There is a 10 step process used in bread baking. Sometimes some of these steps are skipped in order to shorten the time needed to produce the bread.

  1. Scaling Ingredients: measuring out the ingredients. Unlike most other baking applications, the ratio here may need to be adjusted do to the humidity in the flour. Its important to keep the yeast and salt separate before mixing them in the dough after the yeast has been activated or the yeast will be killed.
  2. Kneading: using a dough hook or by hand. The dough should reach a stage where it is smooth in appearance, elastic and not sticky.
  3. Bulk Proofing: (also known as rising or fermentation) Place the dough in a warm moist environment (around 80°). Be sure to cover the dough so it does not form a skin. The dough should double in size.

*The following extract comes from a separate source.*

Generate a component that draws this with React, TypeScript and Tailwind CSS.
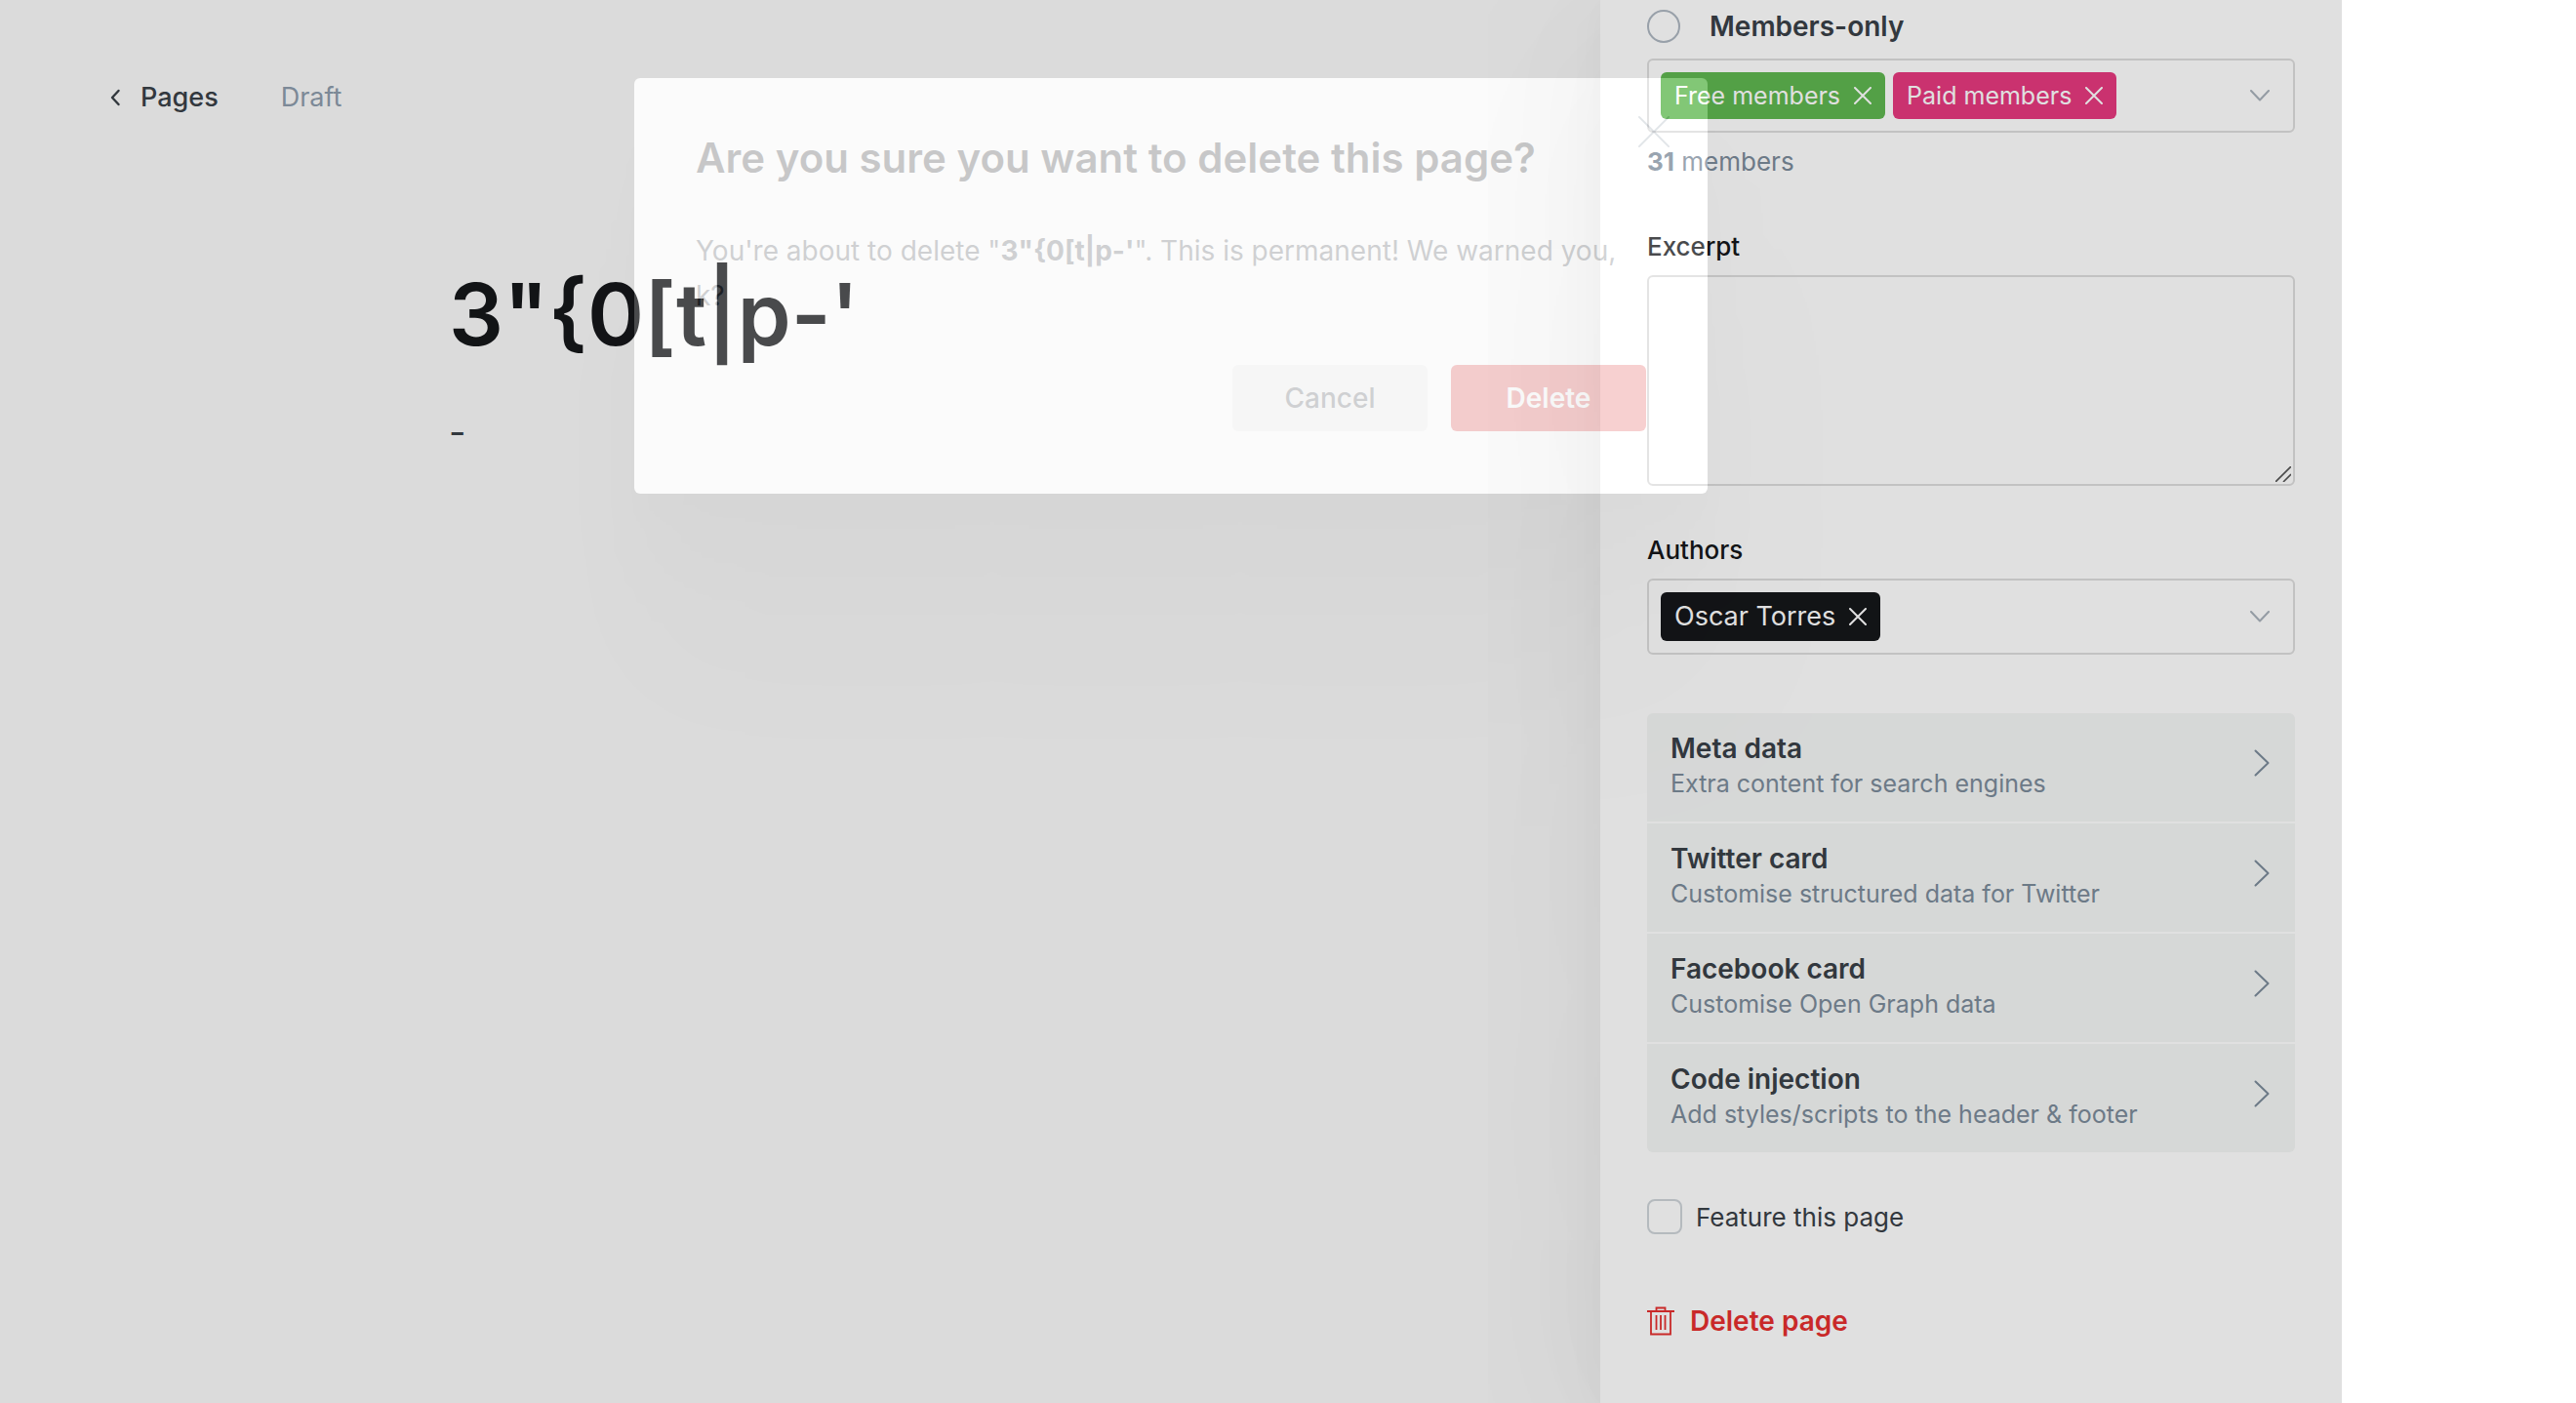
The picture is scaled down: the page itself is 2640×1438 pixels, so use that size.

  4. Punching: punch down the dough to develop flavor.
  5. Repeat steps 3 and 4: depending on the recipe this can be done several times.
  6. Scale Dough: portion the dough into desired finished product (rolls, loafs, etc).
  7. Shaping: This step consists of letting the dough rest to loosen the gluten in order to give your more control of the dough and shaping the dough into the desired shape.
  8. Proofing: This is the final proof, the dough should rise to one and a half times its original size.
  9. Baking: this step includes slashing the bread with a razor if needed to allow steam release (the slash will create an opening of 90°), creating steam in the oven if called for (thick crusts), and the actual baking of the dough. Bread is done baking when its internal temperature reaches 180°.
  10. Cooling: if you east your bread before it has cooled sufficiently the texture will be doughy still.